Right now, I am trying to rejig by life by scheduling tasks into my calendar. And the first things to go on the calendar are self-care activities - like walks, reading and eating healthy meals (which always takes longer so my temptation is to take short-cuts and skip the healthy bits). Once my self-care items are blocked into my day, I have a better sense of how much time I actually have for other tasks. And it then becomes easier to prioritize what absolutely needs to get done today and in the coming days.

I've known about the rocks and the mason jar for a while now and have tried various ways of implementing it. Important things first... then smaller things. When I look at the picture here though... I can see how the left mason jar would result in my current sense of overwhelm... "OMG!!! I don't have enough time for these things!!" Tis very true... So this time, I'm putting my intentionality behind creating the right mason jar...

I'm planning a week ahead and I really have to watch myself or this little over-achiever will try and schedule too much into a day. I am trying to build in some white/flex/blank/down/transition time. If I find that I have some flex time in the day because things went quicker than anticipated, I can regroup, see where I'm at and maybe tackle a few of the smaller tasks that always need to be done - cleaning the toilet, doing dishes, flipping a load of laundry into the dryer, etc. It always amazes me what I can get done in 15 minutes, if I just put my head down and do it.
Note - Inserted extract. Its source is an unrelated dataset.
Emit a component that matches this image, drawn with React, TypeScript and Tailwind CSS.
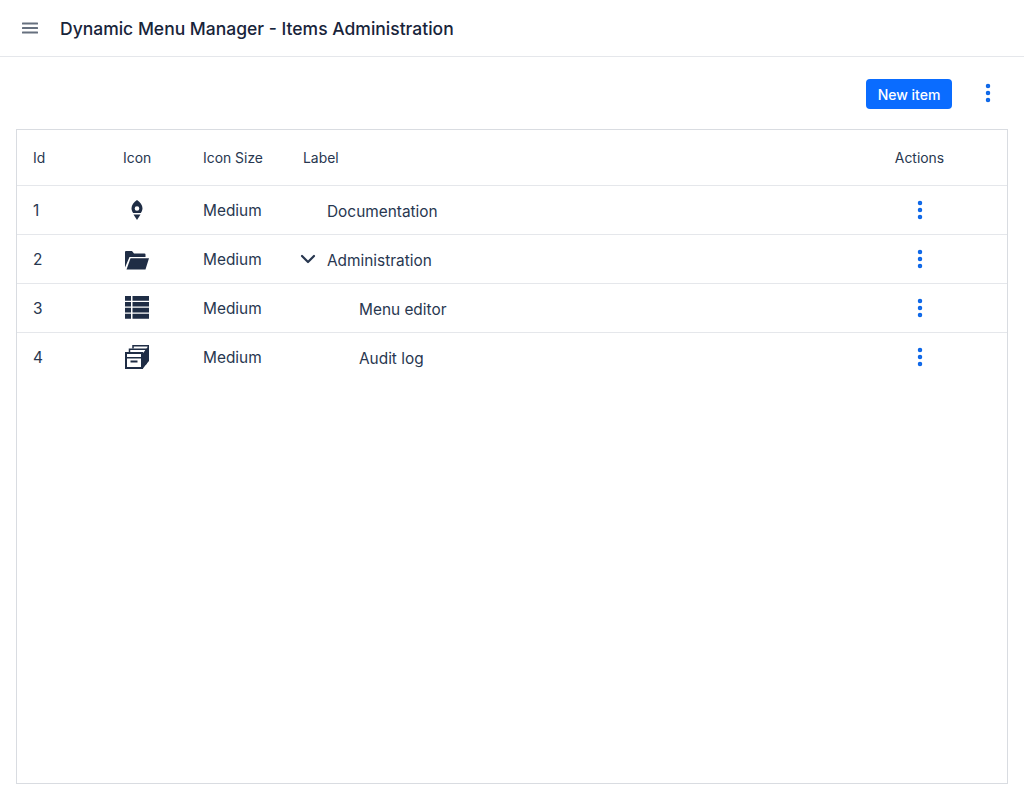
import { ChevronDown, EllipsisVertical } from "lucide-react";
import type { ReactNode } from "react";

const columns = "grid grid-cols-[90px_80px_100px_1fr_175px]";

function HamburgerIcon() {
  return (
    <svg viewBox="0 0 16 12" className="h-3 w-4 text-[#66707f]" fill="currentColor">
      <rect x="0" y="0.5" width="16" height="2" rx="0.5" />
      <rect x="0" y="5" width="16" height="2" rx="0.5" />
      <rect x="0" y="9.5" width="16" height="2" rx="0.5" />
    </svg>
  );
}

function RocketIcon() {
  return (
    <svg viewBox="0 0 24 24" className="h-6 w-6 text-[#1f2d45]" fill="currentColor">
      <path
        fillRule="evenodd"
        d="M12 2c3.200 2.200 5.500 5 5.500 8.200 0 1.900-.7 3.300-1.700 4.800H8.200c-1-1.500-1.700-2.900-1.700-4.800C6.500 7 8.800 4.200 12 2Zm0 6.200a2.300 2.300 0 1 0 0 4.600 2.300 2.300 0 0 0 0-4.600Z"
      />
      <path d="M8.500 16.500h7L12 22Z" />
    </svg>
  );
}

function FolderIcon() {
  return (
    <svg viewBox="0 0 24 24" className="h-6 w-6 text-[#1f2d45]" fill="currentColor">
      <path d="M0 20.500V5a1 1 0 0 1 1-1h6l2 2.500h10.500a1 1 0 0 1 1 1V10H4.500Z" />
      <path d="M5.500 11.300H24l-3.500 11.200H1.500Z" />
    </svg>
  );
}

function TableIcon() {
  return (
    <svg viewBox="0 0 24 24" className="h-6 w-6 text-[#1f2d45]" fill="currentColor">
      <path d="M0 0h6v4.700H0ZM7.500 0H24v4.700H7.500ZM0 5.900h6v4.700H0ZM7.500 5.900H24v4.700H7.500ZM0 11.800h6v4.700H0ZM7.500 11.800H24v4.700H7.500ZM0 17.800h6v5H0ZM7.500 17.800H24v5H7.500Z" />
    </svg>
  );
}

function ArchiveIcon() {
  return (
    <svg viewBox="0 0 24 24" className="h-6 w-6 text-[#1f2d45]" fill="currentColor">
      <path d="M4.500 7.500V4.300h16.500v15" fill="none" stroke="currentColor" strokeWidth="1.500" />
      <path d="M8 3.500V.8h15.300V16" fill="none" stroke="currentColor" strokeWidth="1.500" />
      <path d="M18 8l3-3.500v15L18 23.500Z" />
      <path d="M21 4l3-3v15l-3 3.500Z" />
      <rect x="1" y="8" width="16" height="15" fill="#fff" stroke="currentColor" strokeWidth="2" />
      <path d="M1 12h16v1.500H1ZM5.500 15.500h7v2h-7Z" />
    </svg>
  );
}

function Kebab() {
  return (
    <EllipsisVertical className="h-6 w-6 text-[#0b66e8]" strokeWidth={2.5} />
  );
}

type Row = {
  id: number;
  icon: ReactNode;
  label: string;
  indent: string;
  expanded?: boolean;
};

const rows: Row[] = [
  { id: 1, icon: <RocketIcon />, label: "Documentation", indent: "pl-6" },
  { id: 2, icon: <FolderIcon />, label: "Administration", indent: "pl-6", expanded: true },
  { id: 3, icon: <TableIcon />, label: "Menu editor", indent: "pl-14" },
  { id: 4, icon: <ArchiveIcon />, label: "Audit log", indent: "pl-14" },
];

export default function App() {
  return (
    <div className="flex h-[800px] flex-col bg-white font-['Inter',sans-serif] text-[#283750] antialiased">
      <header className="flex h-[57px] items-center border-b border-[#e5e7eb] pl-[22px]">
        <HamburgerIcon />
        <h1 className="ml-[22px] pt-0.5 text-[17.5px] font-medium text-[#18243a]">
          Dynamic Menu Manager - Items Administration
        </h1>
      </header>

      <div className="flex h-[72px] items-center justify-end pt-0.5 pr-6">
        <button className="h-[30px] w-[86px] rounded bg-[#0a6cff] pt-0.5 text-sm font-medium text-white">
          New item
        </button>
        <span className="ml-6 -mt-0.5">
          <Kebab />
        </span>
      </div>

      <div className="mx-4 mb-4 flex-1 border border-[#d9dce1]">
        <div className={`${columns} h-14 items-center border-b border-[#e5e7eb] pt-px text-[13.9px]`}>
          <span className="pl-4">Id</span>
          <span className="pl-4">Icon</span>
          <span className="pl-4">Icon Size</span>
          <span className="pl-4">Label</span>
          <span className="text-center">Actions</span>
        </div>
        {rows.map((row) => (
          <div
            key={row.id}
            className={`${columns} h-[49px] items-center border-b border-[#e5e7eb] text-[15.4px] last:border-b-transparent`}
          >
            <span className="pt-0.5 pl-4">{row.id}</span>
            <span className="pl-[18px]">{row.icon}</span>
            <span className="pt-0.5 pl-4">Medium</span>
            <span className="relative pt-1 pl-4">
              <span className={`block ${row.indent}`}>{row.label}</span>
              {row.expanded && (
                <ChevronDown
                  className="absolute top-[2px] left-[9px] h-6 w-6"
                  strokeWidth={2.25}
                />
              )}
            </span>
            <span className="flex justify-center">
              <Kebab />
            </span>
          </div>
        ))}
      </div>
    </div>
  );
}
The idea is that my self-care activities are inviolable. If my schedule said "Walk with friend", I would make that appointment. I would never blow off my friend and not show up for the walk, barring a legitimate emergency. But if my schedule says "Walk [for me]", I somehow see that as optional and an appointment that I can keep... or not.

Sooo... my Small Step this week is to keep my appointments with myself. Treat myself with the same courtesty that I treat others. Wish me luck.